# SET EXERCISE:
Records follow. Pull out every line that contains "screenshot".
## begin RECORDS PROVIDED
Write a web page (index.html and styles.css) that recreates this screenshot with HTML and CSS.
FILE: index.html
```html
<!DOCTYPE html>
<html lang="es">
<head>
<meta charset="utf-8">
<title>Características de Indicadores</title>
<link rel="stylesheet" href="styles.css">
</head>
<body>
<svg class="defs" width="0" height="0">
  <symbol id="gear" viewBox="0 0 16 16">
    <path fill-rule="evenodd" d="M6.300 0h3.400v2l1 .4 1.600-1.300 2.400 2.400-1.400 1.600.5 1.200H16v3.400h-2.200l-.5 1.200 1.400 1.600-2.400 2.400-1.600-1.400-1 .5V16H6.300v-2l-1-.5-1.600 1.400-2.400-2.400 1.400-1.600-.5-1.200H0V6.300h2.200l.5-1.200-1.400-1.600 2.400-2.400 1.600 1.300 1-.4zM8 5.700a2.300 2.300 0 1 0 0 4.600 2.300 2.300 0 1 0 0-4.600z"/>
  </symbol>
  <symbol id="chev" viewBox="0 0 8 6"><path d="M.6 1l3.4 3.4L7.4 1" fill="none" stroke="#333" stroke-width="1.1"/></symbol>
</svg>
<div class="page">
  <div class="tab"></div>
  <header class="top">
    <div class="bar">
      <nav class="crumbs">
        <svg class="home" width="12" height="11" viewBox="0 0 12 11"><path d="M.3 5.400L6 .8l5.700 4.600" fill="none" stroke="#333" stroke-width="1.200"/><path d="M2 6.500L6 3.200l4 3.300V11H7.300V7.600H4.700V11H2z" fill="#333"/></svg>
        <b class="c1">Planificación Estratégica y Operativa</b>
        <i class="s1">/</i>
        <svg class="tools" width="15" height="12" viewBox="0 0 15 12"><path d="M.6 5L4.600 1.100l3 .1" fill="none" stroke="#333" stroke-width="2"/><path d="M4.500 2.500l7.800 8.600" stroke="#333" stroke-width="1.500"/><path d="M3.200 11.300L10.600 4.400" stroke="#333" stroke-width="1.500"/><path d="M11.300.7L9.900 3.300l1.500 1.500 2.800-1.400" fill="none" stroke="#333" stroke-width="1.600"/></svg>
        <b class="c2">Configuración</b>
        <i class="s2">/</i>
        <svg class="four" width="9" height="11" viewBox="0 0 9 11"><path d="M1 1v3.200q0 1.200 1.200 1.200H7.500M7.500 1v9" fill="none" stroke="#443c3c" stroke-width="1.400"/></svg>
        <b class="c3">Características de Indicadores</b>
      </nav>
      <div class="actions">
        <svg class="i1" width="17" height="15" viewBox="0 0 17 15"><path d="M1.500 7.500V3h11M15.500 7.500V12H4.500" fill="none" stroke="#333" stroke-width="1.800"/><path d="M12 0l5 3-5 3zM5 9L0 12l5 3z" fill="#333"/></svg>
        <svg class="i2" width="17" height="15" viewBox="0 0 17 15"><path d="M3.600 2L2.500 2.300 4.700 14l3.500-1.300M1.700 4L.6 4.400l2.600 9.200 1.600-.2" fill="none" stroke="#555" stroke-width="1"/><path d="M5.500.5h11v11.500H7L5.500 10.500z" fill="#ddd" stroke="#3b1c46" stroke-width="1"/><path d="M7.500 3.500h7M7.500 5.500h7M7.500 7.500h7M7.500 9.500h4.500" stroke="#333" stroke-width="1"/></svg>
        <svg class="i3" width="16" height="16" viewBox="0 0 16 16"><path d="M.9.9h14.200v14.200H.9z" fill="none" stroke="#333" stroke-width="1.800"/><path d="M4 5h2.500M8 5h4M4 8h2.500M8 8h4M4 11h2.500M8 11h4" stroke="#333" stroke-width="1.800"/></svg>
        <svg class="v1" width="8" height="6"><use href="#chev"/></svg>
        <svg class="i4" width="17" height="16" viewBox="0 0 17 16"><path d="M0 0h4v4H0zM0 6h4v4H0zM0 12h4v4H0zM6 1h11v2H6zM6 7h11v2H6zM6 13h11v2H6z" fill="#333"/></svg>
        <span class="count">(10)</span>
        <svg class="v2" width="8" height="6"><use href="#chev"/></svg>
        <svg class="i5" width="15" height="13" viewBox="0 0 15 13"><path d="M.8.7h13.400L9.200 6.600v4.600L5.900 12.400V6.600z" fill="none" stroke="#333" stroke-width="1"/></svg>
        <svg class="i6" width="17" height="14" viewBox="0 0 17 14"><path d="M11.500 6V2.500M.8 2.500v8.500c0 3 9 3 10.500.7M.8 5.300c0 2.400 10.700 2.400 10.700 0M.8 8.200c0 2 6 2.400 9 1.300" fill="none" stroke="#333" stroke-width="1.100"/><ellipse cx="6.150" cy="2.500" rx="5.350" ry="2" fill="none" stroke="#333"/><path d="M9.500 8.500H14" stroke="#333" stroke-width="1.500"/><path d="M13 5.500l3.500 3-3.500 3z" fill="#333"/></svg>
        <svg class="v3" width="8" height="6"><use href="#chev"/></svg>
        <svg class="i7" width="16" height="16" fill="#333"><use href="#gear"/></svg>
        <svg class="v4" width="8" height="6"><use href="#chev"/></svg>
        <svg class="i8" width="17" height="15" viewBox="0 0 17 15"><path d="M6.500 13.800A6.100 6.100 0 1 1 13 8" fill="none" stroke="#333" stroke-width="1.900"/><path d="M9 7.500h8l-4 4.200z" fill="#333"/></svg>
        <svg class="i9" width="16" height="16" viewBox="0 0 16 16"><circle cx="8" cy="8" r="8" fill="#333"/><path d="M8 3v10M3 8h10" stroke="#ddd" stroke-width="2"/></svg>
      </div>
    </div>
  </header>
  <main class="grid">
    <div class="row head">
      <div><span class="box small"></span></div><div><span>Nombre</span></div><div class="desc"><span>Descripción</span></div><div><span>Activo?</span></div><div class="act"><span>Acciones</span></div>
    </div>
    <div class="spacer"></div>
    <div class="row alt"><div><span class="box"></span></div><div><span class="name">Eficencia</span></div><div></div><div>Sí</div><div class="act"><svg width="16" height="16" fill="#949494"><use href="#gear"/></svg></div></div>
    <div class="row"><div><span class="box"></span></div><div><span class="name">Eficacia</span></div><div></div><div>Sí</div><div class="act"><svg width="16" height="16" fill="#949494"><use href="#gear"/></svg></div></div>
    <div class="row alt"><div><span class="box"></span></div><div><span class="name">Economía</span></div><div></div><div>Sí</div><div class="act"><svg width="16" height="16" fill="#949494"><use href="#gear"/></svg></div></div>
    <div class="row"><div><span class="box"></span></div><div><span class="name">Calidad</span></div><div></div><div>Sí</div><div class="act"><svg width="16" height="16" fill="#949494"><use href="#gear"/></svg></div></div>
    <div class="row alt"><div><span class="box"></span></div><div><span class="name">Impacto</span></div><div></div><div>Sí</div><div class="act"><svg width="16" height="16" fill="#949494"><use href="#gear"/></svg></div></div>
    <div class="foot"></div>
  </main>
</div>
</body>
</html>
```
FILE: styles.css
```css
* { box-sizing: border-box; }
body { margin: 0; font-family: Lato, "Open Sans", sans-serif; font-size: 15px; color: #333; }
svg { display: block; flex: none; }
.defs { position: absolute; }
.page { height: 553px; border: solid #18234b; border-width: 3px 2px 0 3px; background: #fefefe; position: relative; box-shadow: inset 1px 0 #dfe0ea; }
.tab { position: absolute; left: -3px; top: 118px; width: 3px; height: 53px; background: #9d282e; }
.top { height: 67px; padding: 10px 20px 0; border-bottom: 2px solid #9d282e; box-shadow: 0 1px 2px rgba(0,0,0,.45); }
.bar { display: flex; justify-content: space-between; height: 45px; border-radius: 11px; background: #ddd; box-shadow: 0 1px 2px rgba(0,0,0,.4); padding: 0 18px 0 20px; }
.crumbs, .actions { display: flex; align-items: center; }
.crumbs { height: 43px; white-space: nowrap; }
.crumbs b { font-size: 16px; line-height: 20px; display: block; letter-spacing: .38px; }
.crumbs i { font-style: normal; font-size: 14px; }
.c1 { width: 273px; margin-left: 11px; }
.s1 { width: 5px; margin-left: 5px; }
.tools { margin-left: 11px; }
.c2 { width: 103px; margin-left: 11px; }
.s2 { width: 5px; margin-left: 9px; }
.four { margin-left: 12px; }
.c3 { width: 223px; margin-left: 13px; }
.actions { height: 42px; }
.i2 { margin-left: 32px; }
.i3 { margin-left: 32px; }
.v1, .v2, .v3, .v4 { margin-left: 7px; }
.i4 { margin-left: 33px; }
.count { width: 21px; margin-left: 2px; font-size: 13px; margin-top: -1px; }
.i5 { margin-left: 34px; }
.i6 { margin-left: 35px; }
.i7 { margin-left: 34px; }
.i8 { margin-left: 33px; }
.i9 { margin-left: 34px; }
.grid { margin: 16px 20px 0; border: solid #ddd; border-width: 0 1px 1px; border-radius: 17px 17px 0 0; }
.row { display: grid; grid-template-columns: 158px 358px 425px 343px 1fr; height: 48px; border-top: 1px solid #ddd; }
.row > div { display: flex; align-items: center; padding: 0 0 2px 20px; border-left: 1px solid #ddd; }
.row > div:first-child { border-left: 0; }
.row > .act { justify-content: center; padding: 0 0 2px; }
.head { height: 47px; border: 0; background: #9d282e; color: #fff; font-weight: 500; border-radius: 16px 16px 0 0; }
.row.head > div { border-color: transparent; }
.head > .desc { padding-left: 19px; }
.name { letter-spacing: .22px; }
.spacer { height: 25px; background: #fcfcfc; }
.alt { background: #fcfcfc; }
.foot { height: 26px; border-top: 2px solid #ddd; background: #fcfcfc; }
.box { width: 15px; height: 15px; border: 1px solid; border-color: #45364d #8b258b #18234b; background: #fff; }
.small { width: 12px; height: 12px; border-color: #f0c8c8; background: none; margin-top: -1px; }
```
## end RECORDS PROVIDED
## begin RECORDS PROVIDED
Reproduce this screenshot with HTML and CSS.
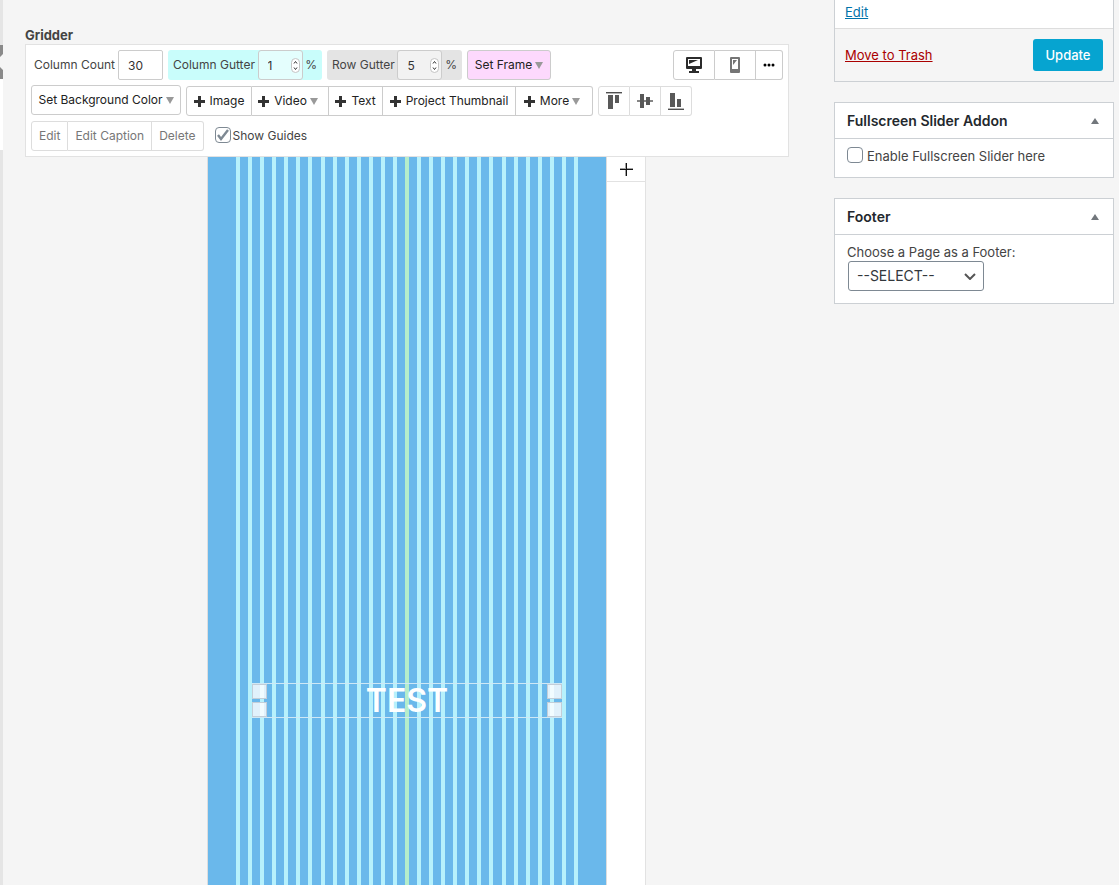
## end RECORDS PROVIDED
# EXERCISE ANSWER:
Write a web page (index.html and styles.css) that recreates this screenshot with HTML and CSS.
Reproduce this screenshot with HTML and CSS.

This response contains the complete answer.